Which topics or keywords are must win versus optional?
Where do you regularly lose in search today?

12) Internal linking, taxonomy, and site structure

What are your main site sections today?
Which pages should be hubs and which should be spokes?
Do your current categories or tags reflect the real business properly?
Are there cannibalization issues on the site already?
Are there orphan pages that should be merged, linked in, or removed?

13) Risk, compliance, and safety rails

Are you in a regulated or high risk category?
Are there restricted claims or phrases that must not be used?
What topics are reputationally risky even if they could rank?
Are there partnerships, certifications, or affiliations that must be described carefully?

14) Expansion rules

What must be true for a new topic to count as on context?
What level of adjacency is acceptable?
What is an automatic “no” even if the search volume is high?
Do you want expansion to go deeper into core offers first, or broader into adjacent areas?
How should tangential topics be handled: separate section, separate site, separate brand, or not at all?

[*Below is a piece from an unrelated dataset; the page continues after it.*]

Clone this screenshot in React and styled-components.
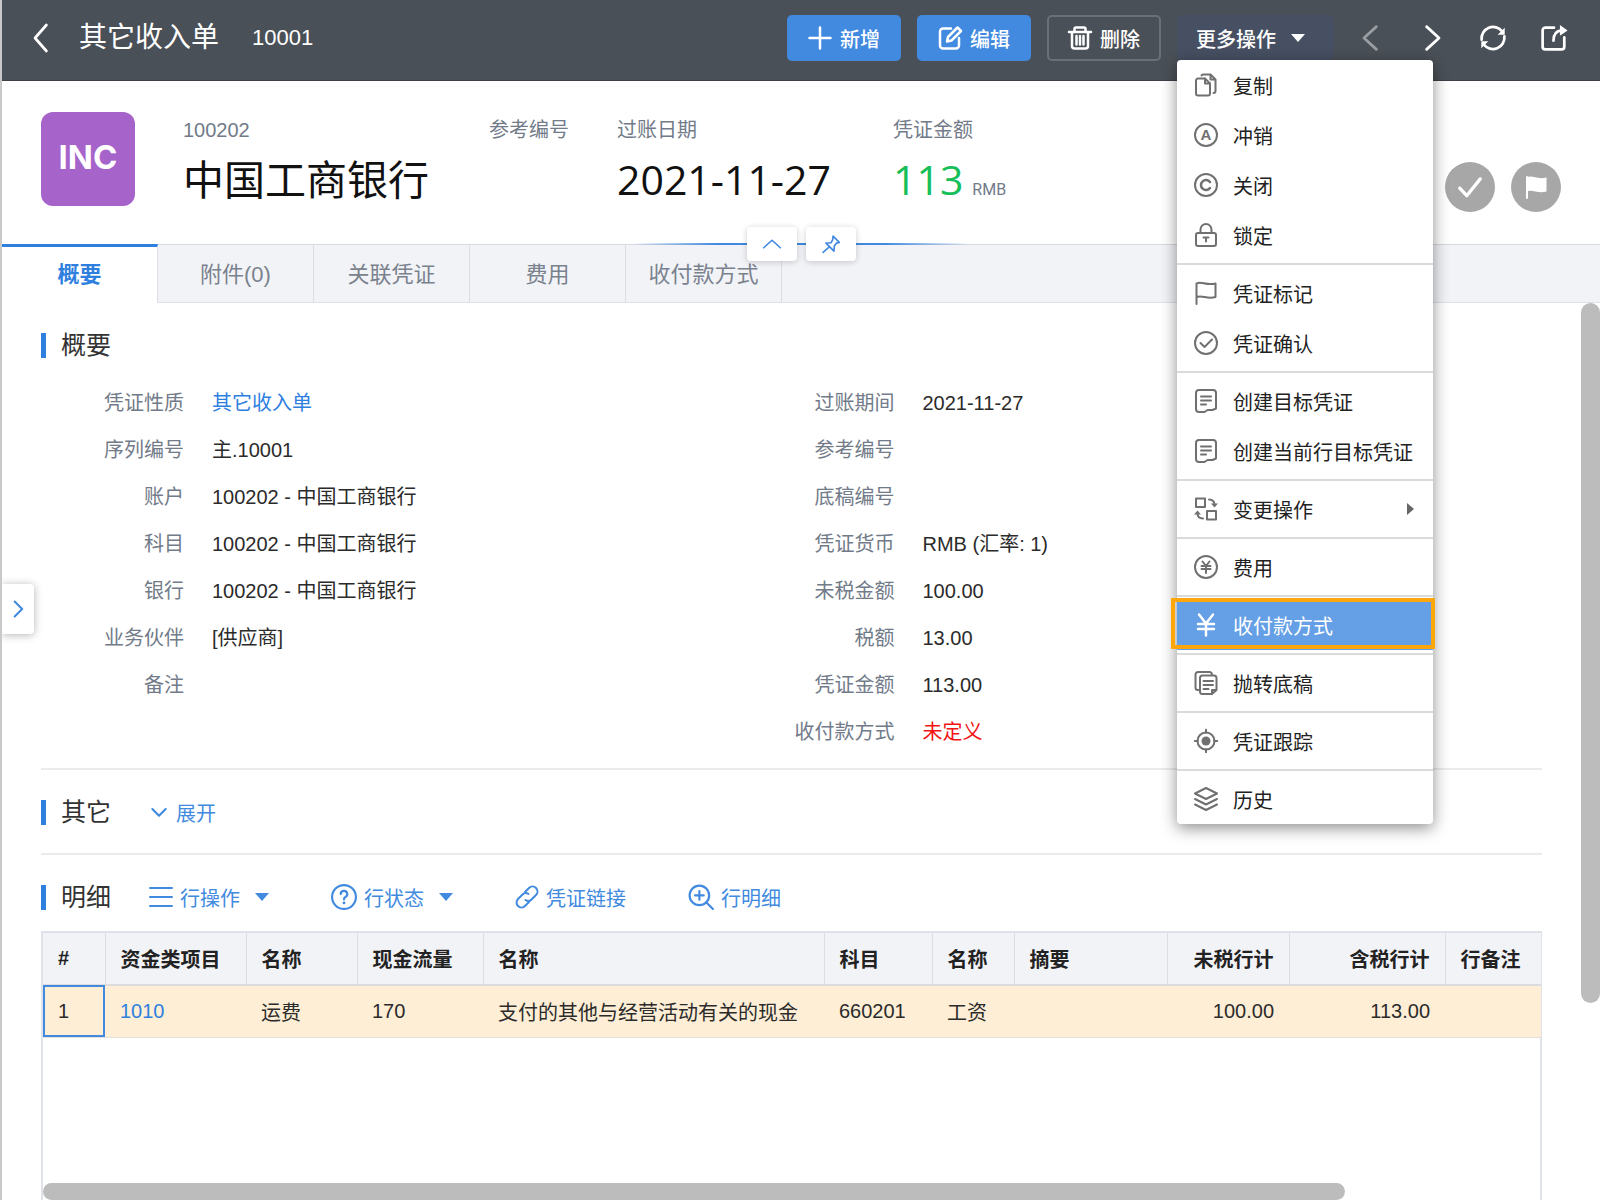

15) Final alignment and scoring inputs

What are the 5 core entities everything should reinforce?
What are the 5 core intents everything should reinforce?
What are the 10 highest value pages you want live in the next 90 days?
What does success look like in KPIs, timeline, and lead quality?

The extra three questions I would always add up front

These are called out in the MIRENA notes as especially important to lock Source Context v1.0:

Who is the primary customer segment above all others?
What are the top 3 outcomes you want the brand or site to own?
What are your hard exclusions, topics you never want published?

The scoring questions behind Source Context Guard

Once the questionnaire is answered, each new page idea should be judged against five checks:

Does it reinforce the core entities?
Would the right buyer search for it?
Does it map to a real workflow step or offer?
Can the brand say something differentiated on it?
Will it strengthen the site structure as a hub, spoke, or support page?

Fast mode

If you want a lighter intake, the MIRENA shortcut is: 1, 6, 7, 12, 18, 22, 23, 37, 49, 74.